* [Task goal]
For this exercise, copy out each line of the material below that includes "index".

* [Material provided]

———

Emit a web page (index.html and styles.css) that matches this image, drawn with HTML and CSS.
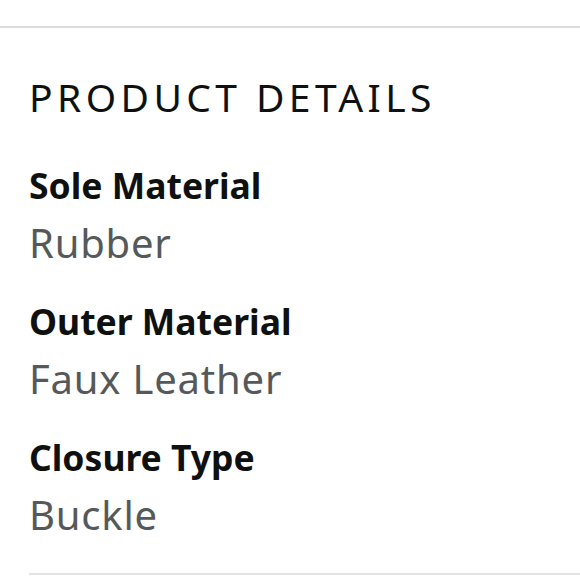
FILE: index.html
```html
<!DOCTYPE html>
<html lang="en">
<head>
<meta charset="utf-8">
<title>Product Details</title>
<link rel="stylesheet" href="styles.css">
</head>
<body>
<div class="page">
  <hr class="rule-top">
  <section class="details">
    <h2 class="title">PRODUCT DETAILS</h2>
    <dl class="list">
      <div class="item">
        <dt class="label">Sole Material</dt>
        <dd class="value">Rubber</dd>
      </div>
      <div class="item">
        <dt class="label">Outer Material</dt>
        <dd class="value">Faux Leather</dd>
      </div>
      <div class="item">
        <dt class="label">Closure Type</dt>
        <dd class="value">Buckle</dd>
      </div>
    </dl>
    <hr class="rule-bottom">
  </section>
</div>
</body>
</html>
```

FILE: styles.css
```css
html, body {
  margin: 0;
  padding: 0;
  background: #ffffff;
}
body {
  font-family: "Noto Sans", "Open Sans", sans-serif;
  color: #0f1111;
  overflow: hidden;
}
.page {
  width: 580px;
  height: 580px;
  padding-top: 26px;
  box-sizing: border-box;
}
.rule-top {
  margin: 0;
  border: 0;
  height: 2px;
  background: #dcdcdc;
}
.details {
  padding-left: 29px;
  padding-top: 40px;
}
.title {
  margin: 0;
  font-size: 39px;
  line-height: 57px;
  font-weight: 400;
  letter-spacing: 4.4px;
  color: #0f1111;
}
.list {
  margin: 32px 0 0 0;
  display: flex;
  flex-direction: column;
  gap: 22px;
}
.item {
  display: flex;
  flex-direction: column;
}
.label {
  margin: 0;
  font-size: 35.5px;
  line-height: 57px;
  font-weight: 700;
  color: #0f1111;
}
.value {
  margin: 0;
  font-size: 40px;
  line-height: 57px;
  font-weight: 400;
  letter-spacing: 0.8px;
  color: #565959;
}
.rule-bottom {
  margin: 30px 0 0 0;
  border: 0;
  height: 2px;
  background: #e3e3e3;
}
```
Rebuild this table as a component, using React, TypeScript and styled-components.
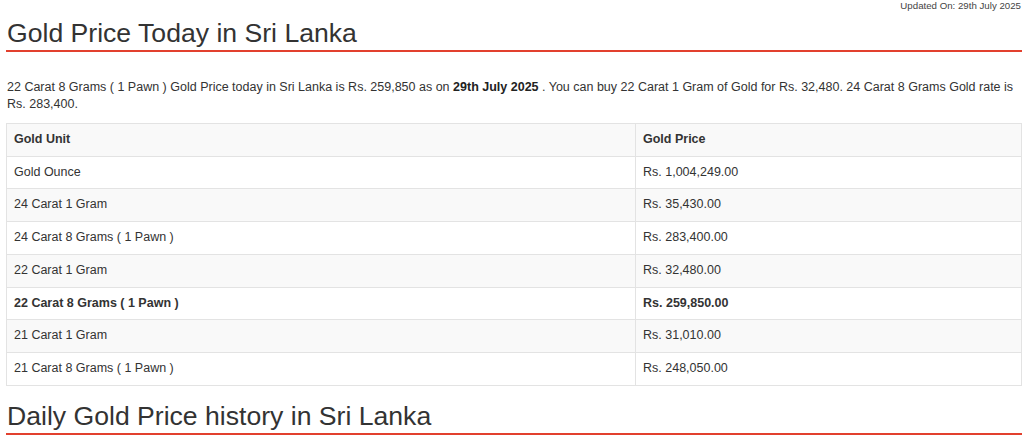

———

* [Answer to the problem]
Emit a web page (index.html and styles.css) that matches this image, drawn with HTML and CSS.
FILE: index.html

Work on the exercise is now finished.